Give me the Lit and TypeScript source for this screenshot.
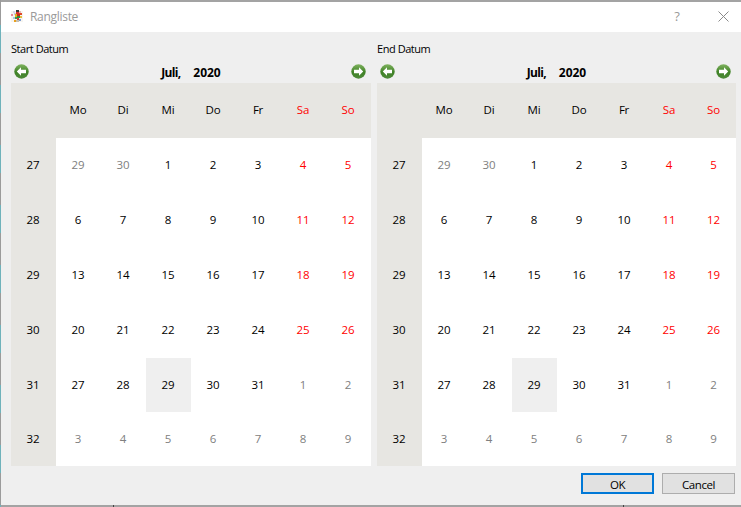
import { LitElement, html, css, svg } from "lit";
import { customElement } from "lit/decorators.js";

const HEAD = ["Mo", "Di", "Mi", "Do", "Fr", "Sa", "So"];
const WEEKS: [number, number[]][] = [
  [27, [29, 30, 1, 2, 3, 4, 5]],
  [28, [6, 7, 8, 9, 10, 11, 12]],
  [29, [13, 14, 15, 16, 17, 18, 19]],
  [30, [20, 21, 22, 23, 24, 25, 26]],
  [31, [27, 28, 29, 30, 31, 1, 2]],
  [32, [3, 4, 5, 6, 7, 8, 9]],
];

const LOGO: [number, number, number, number, string][] = [
  [0, 1, 12, 11, "#f7f5f0"],
  [2, 1, 2, 2, "#d8d8e8"],
  [5, 0, 3, 2, "#3a3a3a"],
  [8, 1, 2, 2, "#e8b8b8"],
  [0, 4, 2, 2, "#e58a9a"],
  [3, 3, 2, 2, "#c9c9d6"],
  [5, 2, 3, 2, "#d8332c"],
  [8, 3, 3, 2, "#e04a2a"],
  [4, 4, 2, 3, "#e3b420"],
  [6, 4, 3, 2, "#c8281f"],
  [4, 7, 2, 2, "#3f9a4a"],
  [6, 6, 3, 2, "#2f8f3f"],
  [9, 6, 2, 2, "#e3c040"],
  [2, 7, 2, 2, "#b0c8e0"],
  [6, 8, 2, 2, "#d8332c"],
  [3, 10, 2, 2, "#e8a020"],
  [5, 10, 3, 2, "#c8c0b0"],
  [8, 9, 2, 2, "#7a9ad0"],
];

const arrow = (dir: "l" | "r") => html`<svg class="arrow" width="15" height="15" viewBox="0 0 15 15">
  <defs>
    <linearGradient id="g" x1="0" y1="0" x2="0" y2="1">
      <stop offset="0" stop-color="#7fb25f"></stop>
      <stop offset=".55" stop-color="#3f8226"></stop>
      <stop offset="1" stop-color="#4f8a3a"></stop>
    </linearGradient>
  </defs>
  <circle cx="7.5" cy="7.5" r="7.2" fill="url(#g)"></circle>
  ${dir === "l"
    ? svg`<path d="M2.8 7.5L7 3.2V5.8H12V9.2H7V11.8Z" fill="#fff"></path>`
    : svg`<path d="M12.2 7.5L8 3.2V5.8H3V9.2H8V11.8Z" fill="#fff"></path>`}
</svg>`;

@customElement("app-root")
export class AppRoot extends LitElement {
  static styles = css`
    :host {
      display: block;
      position: relative;
      width: 741px;
      height: 507px;
      overflow: hidden;
      background: repeating-linear-gradient(#9b9b9b 0 25px, #6fb2bb 25px 53px, #9b9b9b 53px 60px);
      font-family: "Open Sans", "Noto Sans", sans-serif;
      font-size: 11.5px;
      letter-spacing: -0.2px;
      color: #000;
    }
    .win {
      height: 507px;
      margin-left: 1px;
      box-sizing: border-box;
      background: #efefef;
      border-top: 2px solid #a3a3a3;
      border-bottom: 2px solid #a3a3a3;
      display: flex;
      flex-direction: column;
    }
    .tick {
      position: absolute;
      bottom: 0;
      width: 1px;
      height: 2px;
      background: #444;
    }
    .t1 { left: 113px; }
    .t2 { left: 623px; }
    .title {
      height: 30px;
      background: #fff;
      display: flex;
      align-items: center;
      padding-left: 10px;
      color: #9a9a9a;
      font-size: 12px;
      letter-spacing: -0.3px;
      flex: none;
    }
    .title .name { margin-top: -1px; }
    .logo { margin-right: 7px; flex: none; margin-top: -1px; }
    .title .grow { flex: 1; }
    .q { width: 14px; color: #9a9a9a; font-size: 13px; margin-right: 34px; margin-top: -2px; text-align: center; }
    .x { margin-right: 12px; margin-top: -1px; }
    .panes {
      display: flex;
      gap: 6px;
      padding: 0 4px 0 10px;
      flex: none;
    }
    .label {
      height: 31px;
      padding-top: 9px;
      box-sizing: border-box;
      line-height: 16px;
      font-size: 11px;
      letter-spacing: -0.45px;
      white-space: nowrap;
    }
    .nav {
      height: 20px;
      box-sizing: border-box;
      display: flex;
      align-items: flex-start;
      justify-content: space-between;
      padding: 1px 5px 0 3px;
    }
    .arrow { flex: none; }
    .month {
      font-weight: 700;
      font-size: 12px;
      line-height: 16px;
      margin: 1px 0 0 2px;
      display: flex;
      gap: 12px;
      white-space: nowrap;
      letter-spacing: 0;
    }
    .month .m { letter-spacing: -0.7px; width: 20px; }
    .grid {
      display: grid;
      grid-template-columns: repeat(8, 45px);
      grid-template-rows: 55px 55px 55px 55px 55px 54px 54px;
      background: #fff;
    }
    .pane.second .grid { grid-template-columns: repeat(7, 45px) 44px; }
    .c {
      display: flex;
      align-items: center;
      justify-content: center;
      padding: 0 1px 2px 0;
    }
    .h { background: #e7e6e2; }
    .red { color: #ff0000; }
    .gray { color: #808080; }
    .sel { background: #efefef; }
    .buttons {
      display: flex;
      justify-content: flex-end;
      gap: 8px;
      padding: 7px 6px 0 0;
    }
    .btn {
      width: 73px;
      height: 21px;
      box-sizing: border-box;
      background: #e1e1e1;
      border: 1px solid #adadad;
      display: flex;
      align-items: center;
      justify-content: center;
      font-size: 11.5px;
      letter-spacing: -0.4px;
      padding-top: 1px;
    }
    .btn.def { border: 2px solid #0078d7; }
  `;

  private pane(label: string, second: boolean) {
    return html`<div class="pane ${second ? "second" : ""}">
      <div class="label">${label}</div>
      <div class="nav">
        ${arrow("l")}
        <div class="month"><span class="m">Juli,</span><span>2020</span></div>
        ${arrow("r")}
      </div>
      <div class="grid">
        <div class="c h"></div>
        ${HEAD.map((d, i) => html`<div class="c h ${i > 4 ? "red" : ""}">${d}</div>`)}
        ${WEEKS.map(([w, days], r) => html`
          <div class="c h">${w}</div>
          ${days.map((d, i) => {
            const out = (r === 0 && i < 2) || (r === 4 && i > 4) || r === 5;
            const cls = out ? "gray" : i > 4 ? "red" : "";
            const sel = r === 4 && i === 2 ? "sel" : "";
            return html`<div class="c ${cls} ${sel}">${d}</div>`;
          })}
        `)}
      </div>
    </div>`;
  }

  render() {
    return html`<div class="win">
      <div class="title">
        <svg class="logo" width="12" height="13" viewBox="0 0 12 13">
          ${LOGO.map(([x, y, w, h, f]) => svg`<rect x=${x} y=${y} width=${w} height=${h} fill=${f}></rect>`)}
        </svg>
        <span class="name">Rangliste</span>
        <span class="grow"></span>
        <span class="q">?</span>
        <svg class="x" width="11" height="11" viewBox="0 0 11 11">
          <path d="M.5.5l10 10M10.5.5l-10 10" stroke="#8a8a8a" fill="none"></path>
        </svg>
      </div>
      <div class="panes">${this.pane("Start Datum", false)}${this.pane("End Datum", true)}</div>
      <div class="buttons">
        <div class="btn def">OK</div>
        <div class="btn">Cancel</div>
      </div>
    </div>
    <div class="tick t1"></div>
    <div class="tick t2"></div>`;
  }
}
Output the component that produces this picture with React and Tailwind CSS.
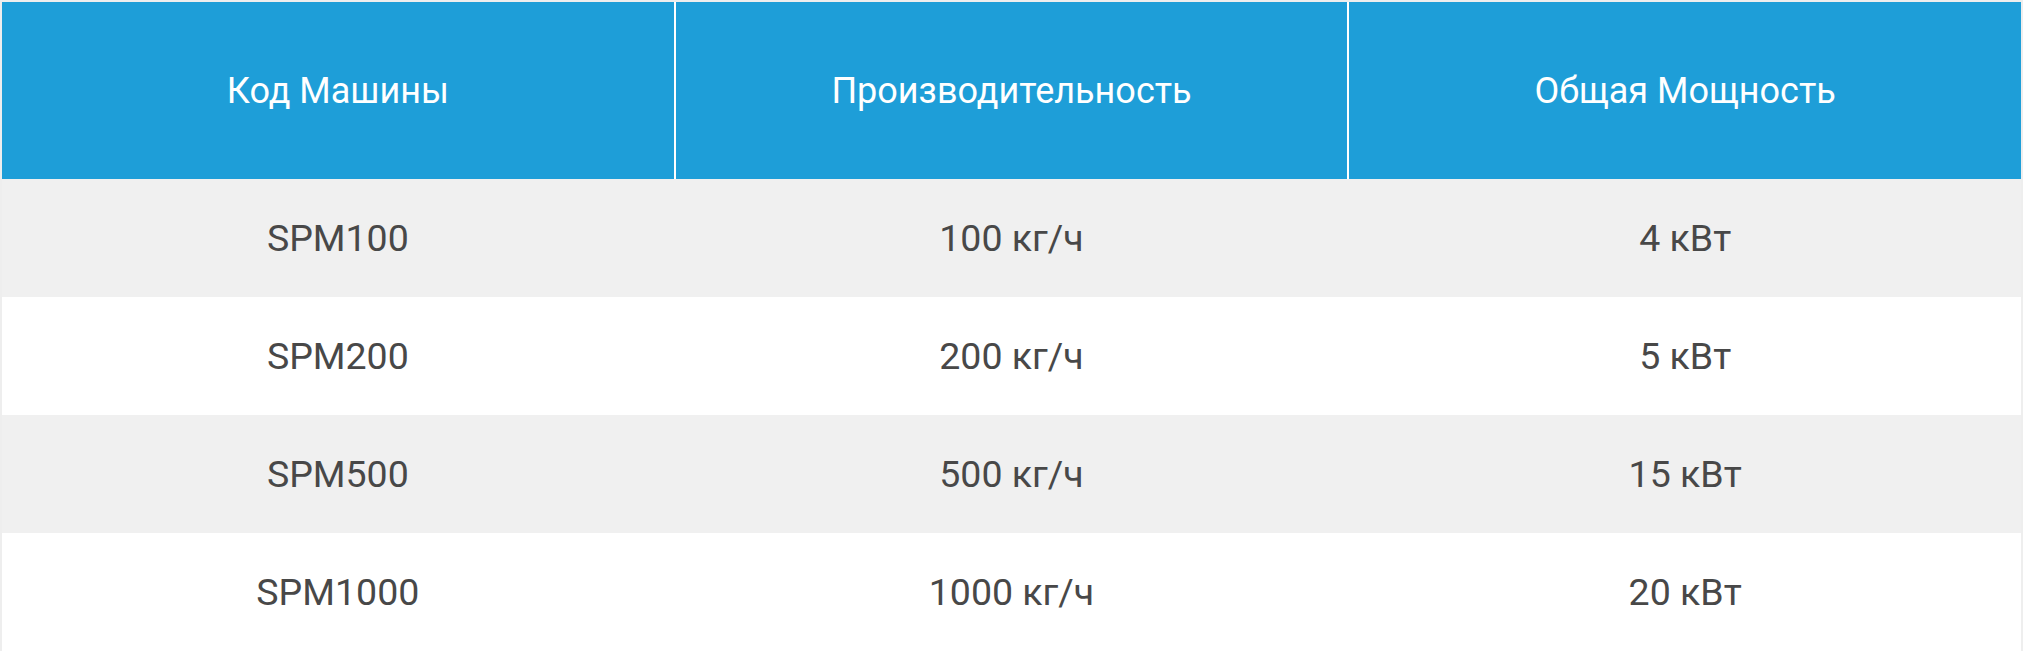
import React from "react";

const rows = [
  ["SPM100", "100 кг/ч", "4 кВт"],
  ["SPM200", "200 кг/ч", "5 кВт"],
  ["SPM500", "500 кг/ч", "15 кВт"],
  ["SPM1000", "1000 кг/ч", "20 кВт"],
];

export default function App() {
  return (
    <div className="w-[2023px] bg-white border-2 border-[#eeeeee] font-['Roboto',sans-serif]">
      <div className="grid grid-cols-3 gap-[2px] bg-white h-[177px]">
        {["Код Машины", "Производительность", "Общая Мощность"].map((h) => (
          <div key={h} className="bg-[#1e9ed8] flex items-center justify-center text-white text-[36px] font-normal">
            {h}
          </div>
        ))}
      </div>
      {rows.map((r, i) => (
        <div
          key={i}
          className={`grid grid-cols-3 gap-[2px] h-[118px] ${i % 2 === 0 ? "bg-[#f0f0f0]" : "bg-white"}`}
        >
          {r.map((c, j) => (
            <div key={j} className="flex items-center justify-center text-[#484848] text-[37.5px]">
              {c}
            </div>
          ))}
        </div>
      ))}
    </div>
  );
}
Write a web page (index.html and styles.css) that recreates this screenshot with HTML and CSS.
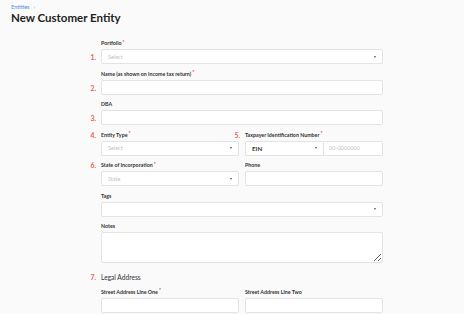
FILE: index.html
```html
<!DOCTYPE html>
<html>
<head>
<meta charset="utf-8">
<link rel="stylesheet" href="styles.css">
</head>
<body>
<header class="page-head">
  <nav class="crumbs"><a class="crumb-link">Entities</a><span class="crumb-sep">›</span></nav>
  <h1 class="title">New Customer Entity</h1>
</header>
<form class="form">
  <div class="field">
    <span class="num num-input">1.</span>
    <label class="label">Portfolio<span class="req">*</span></label>
    <div class="control select"><span class="ph">Select</span><span class="caret"></span></div>
  </div>
  <div class="field">
    <span class="num num-input">2.</span>
    <label class="label">Name (as shown on income tax return)<span class="req">*</span></label>
    <div class="control"></div>
  </div>
  <div class="field">
    <span class="num num-input">3.</span>
    <label class="label">DBA</label>
    <div class="control"></div>
  </div>
  <div class="row">
    <div class="field">
      <span class="num num-label">4.</span>
      <label class="label">Entity Type<span class="req">*</span></label>
      <div class="control select"><span class="ph">Select</span><span class="caret"></span></div>
    </div>
    <div class="field">
      <span class="num num-label">5.</span>
      <label class="label">Taxpayer Identification Number<span class="req">*</span></label>
      <div class="combo">
        <div class="control select combo-sel"><span class="val">EIN</span><span class="caret"></span></div>
        <div class="control combo-in"><span class="ph">00-0000000</span></div>
      </div>
    </div>
  </div>
  <div class="row">
    <div class="field">
      <span class="num num-label">6.</span>
      <label class="label">State of Incorporation<span class="req">*</span></label>
      <div class="control select"><span class="ph">State</span><span class="caret"></span></div>
    </div>
    <div class="field">
      <label class="label">Phone</label>
      <div class="control"></div>
    </div>
  </div>
  <div class="field">
    <label class="label">Tags</label>
    <div class="control select"><span class="ph"></span><span class="caret"></span></div>
  </div>
  <div class="field">
    <label class="label">Notes</label>
    <textarea class="notes"></textarea>
  </div>
  <div class="section">
    <span class="num num-label">7.</span>
    <h2 class="section-title">Legal Address</h2>
  </div>
  <div class="row">
    <div class="field">
      <label class="label">Street Address Line One<span class="req">*</span></label>
      <div class="control"></div>
    </div>
    <div class="field">
      <label class="label">Street Address Line Two</label>
      <div class="control"></div>
    </div>
  </div>
</form>
</body>
</html>
```
FILE: styles.css
```css
* { box-sizing: border-box; }
html, body { margin: 0; padding: 0; }
body {
  background: #fafafa;
  font-family: Lato, "Open Sans", sans-serif;
  color: #2b2b2b;
  width: 464px;
  height: 314px;
  overflow: hidden;
}
.page-head { padding: 3px 11px 0; }
.crumbs { font-size: 5.6px; line-height: 8px; display: flex; gap: 4px; }
.crumb-link { color: #4a8fd8; }
.crumb-sep { color: #a8a8a8; }
.title {
  margin: 0;
  font-size: 11.5px;
  line-height: 14px;
  font-weight: 700;
  color: #222;
}
.form {
  margin: 14px 0 0 101px;
  width: 282px;
  display: flex;
  flex-direction: column;
  gap: 5.5px;
}
.row { display: grid; grid-template-columns: 1fr 1fr; gap: 6px; }
.field { position: relative; display: flex; flex-direction: column; gap: 2px; }
.label {
  display: block;
  height: 8px;
  font-size: 5.3px;
  line-height: 8px;
  font-weight: 700;
  color: #333;
  white-space: nowrap;
}
.req {
  color: #e2483a;
  font-size: 5px;
  line-height: 0;
  position: relative;
  top: -1.5px;
  margin-left: 1px;
}
.control {
  height: 15px;
  background: #fff;
  border: 1px solid #e3e3e3;
  border-radius: 2px;
  display: flex;
  align-items: center;
  padding: 0 6px;
  font-size: 5.5px;
}
.select { justify-content: space-between; }
.ph { color: #c3c3c3; }
.val { color: #333; font-size: 6.2px; font-weight: 700; }
.caret {
  width: 0; height: 0;
  border-left: 1.5px solid transparent;
  border-right: 1.5px solid transparent;
  border-top: 2px solid #555;
}
.combo { display: flex; }
.combo-sel { width: 79px; border-radius: 2px 0 0 2px; }
.combo-in { flex: 1; border-left: none; border-radius: 0 2px 2px 0; padding-left: 5px; }
.notes {
  height: 31px;
  background: #fff;
  border: 1px solid #e3e3e3;
  border-radius: 2px;
  resize: vertical;
  display: block;
  width: 100%;
  margin: 0;
  font: inherit;
}
.section { position: relative; margin-top: 3.5px; }
.section-title {
  margin: 0;
  font-size: 6.6px;
  line-height: 10px;
  font-weight: 400;
  color: #333;
}
.num {
  position: absolute;
  right: calc(100% + 5px);
  font-size: 6.8px;
  line-height: 8px;
  font-weight: 700;
  color: #e8604a;
}
.num-input { top: 14px; }
.num-label { top: 0; }
.section .num { top: 1px; }
```
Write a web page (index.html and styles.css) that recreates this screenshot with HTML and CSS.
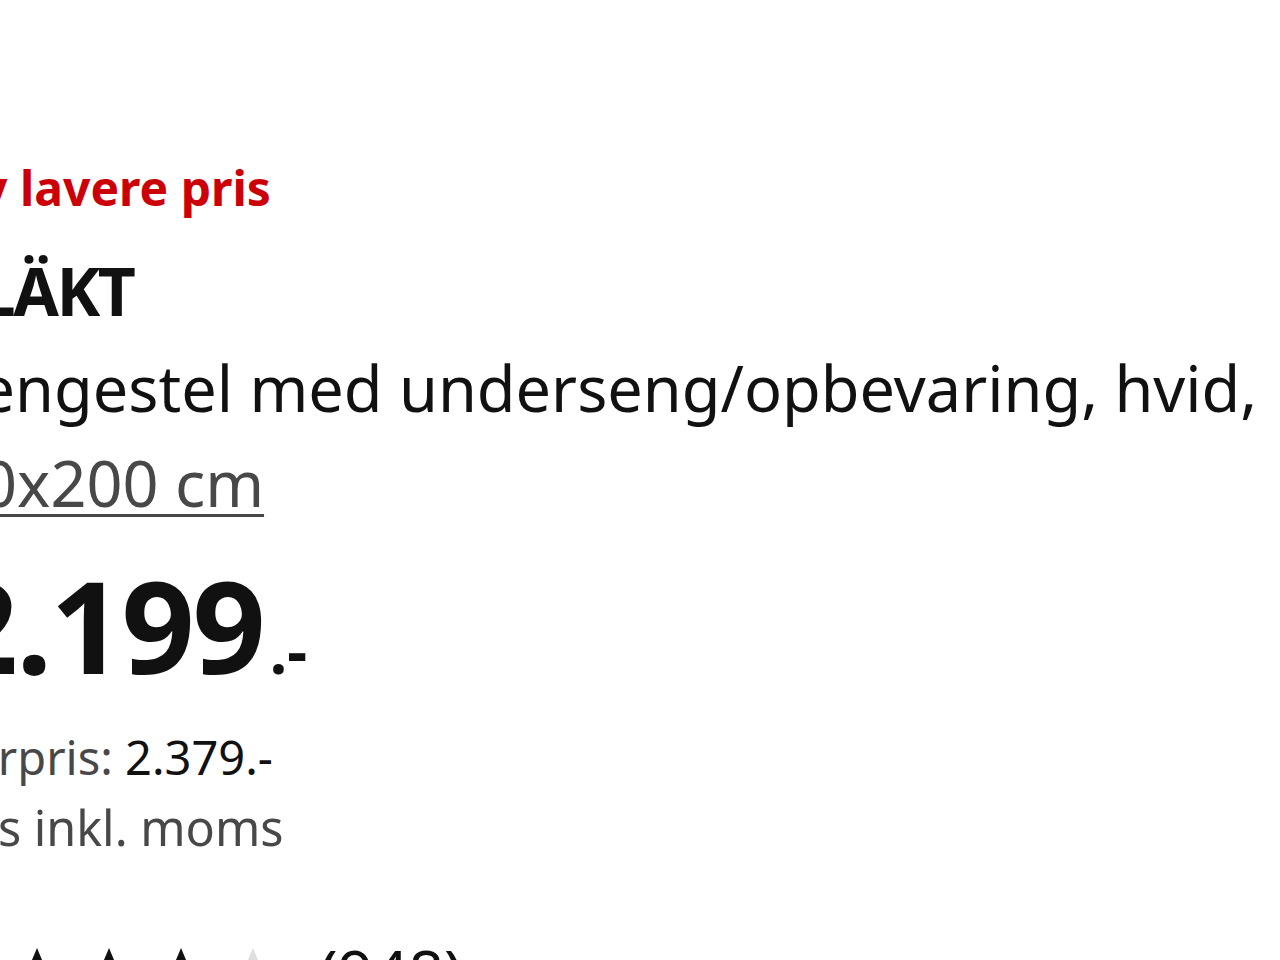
FILE: index.html
```html
<!DOCTYPE html>
<html lang="da">
<head>
    <meta charset="UTF-8">
    <meta name="viewport" content="width=device-width, initial-scale=1.0">
    <title>SLÄKT sengestel</title>
    <link rel="stylesheet" href="styles.css">
</head>
<body>
    <div class="product">
        <div class="badge">Ny lavere pris</div>
        <h1 class="name">SLÄKT</h1>
        <div class="desc">Sengestel med underseng/opbevaring, hvid, <a class="size" href="#">90x200 cm</a></div>
        <div class="price">2.199<span class="price-end">.-</span></div>
        <div class="before"><span class="label">Førpris:</span> 2.379.-</div>
        <div class="vat">Pris inkl. moms</div>
        <div class="rating">
            <svg class="star" viewBox="0 0 24 24"><path d="M12 2l2.9 6.9 7.1.6-5.4 4.7 1.7 7.3L12 17.6 5.7 21.5l1.7-7.3L2 9.5l7.1-.6z"/></svg>
            <svg class="star" viewBox="0 0 24 24"><path d="M12 2l2.9 6.9 7.1.6-5.4 4.7 1.7 7.3L12 17.6 5.7 21.5l1.7-7.3L2 9.5l7.1-.6z"/></svg>
            <svg class="star" viewBox="0 0 24 24"><path d="M12 2l2.9 6.9 7.1.6-5.4 4.7 1.7 7.3L12 17.6 5.7 21.5l1.7-7.3L2 9.5l7.1-.6z"/></svg>
            <svg class="star" viewBox="0 0 24 24"><path d="M12 2l2.9 6.9 7.1.6-5.4 4.7 1.7 7.3L12 17.6 5.7 21.5l1.7-7.3L2 9.5l7.1-.6z"/></svg>
            <svg class="star empty" viewBox="0 0 24 24"><path d="M12 2l2.9 6.9 7.1.6-5.4 4.7 1.7 7.3L12 17.6 5.7 21.5l1.7-7.3L2 9.5l7.1-.6z"/></svg>
            <span class="count">(948)</span>
        </div>
    </div>
</body>
</html>
```

FILE: styles.css
```css
body{
    margin: 0;
    background: #fff;
    color: #111;
    font-family: "Noto Sans", "Open Sans", sans-serif;
    overflow: hidden;
}
.product{
    margin-left: -55px;
    padding-top: 156px;
}
.badge{
    margin-left: -4px;
    color: #cc0008;
    font-size: 48px;
    font-weight: 700;
    line-height: 64px;
}
.name{
    margin: 26px 0 0 0;
    font-size: 66px;
    font-weight: 700;
    line-height: 88px;
    letter-spacing: -2.5px;
}
.desc{
    margin-top: 6px;
    font-size: 63px;
    line-height: 95px;
}
.size{
    color: #484848;
    text-decoration: underline;
    text-decoration-thickness: 3px;
    text-underline-offset: 7px;
}
.price{
    margin-top: 31px;
    font-size: 128px;
    font-weight: 700;
    line-height: 128px;
    letter-spacing: -2px;
}
.price-end{
    margin-left: 6px;
    font-size: 62px;
    letter-spacing: 0;
}
.before{
    margin-top: 8px;
    font-size: 47px;
    line-height: 70px;
}
.label{
    color: #484848;
}
.vat{
    margin-left: -9px;
    color: #484848;
    font-size: 48.5px;
    line-height: 70px;
}
.rating{
    display: flex;
    align-items: flex-start;
    gap: 12px;
    margin-top: 83px;
    margin-left: -10px;
}
.star{
    width: 60px;
    height: 60px;
    fill: #111;
    margin-top: -2px;
}
.star.empty{
    fill: #dfdfdf;
}
.count{
    margin: -4px 0 0 24px;
    font-size: 62px;
    line-height: 60px;
}
```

──────

→ The problem
Copy out every line of the material above that mentions the word "React".

→ Solution for this task
Output the component that produces this picture with React and Tailwind CSS.
import React from "react";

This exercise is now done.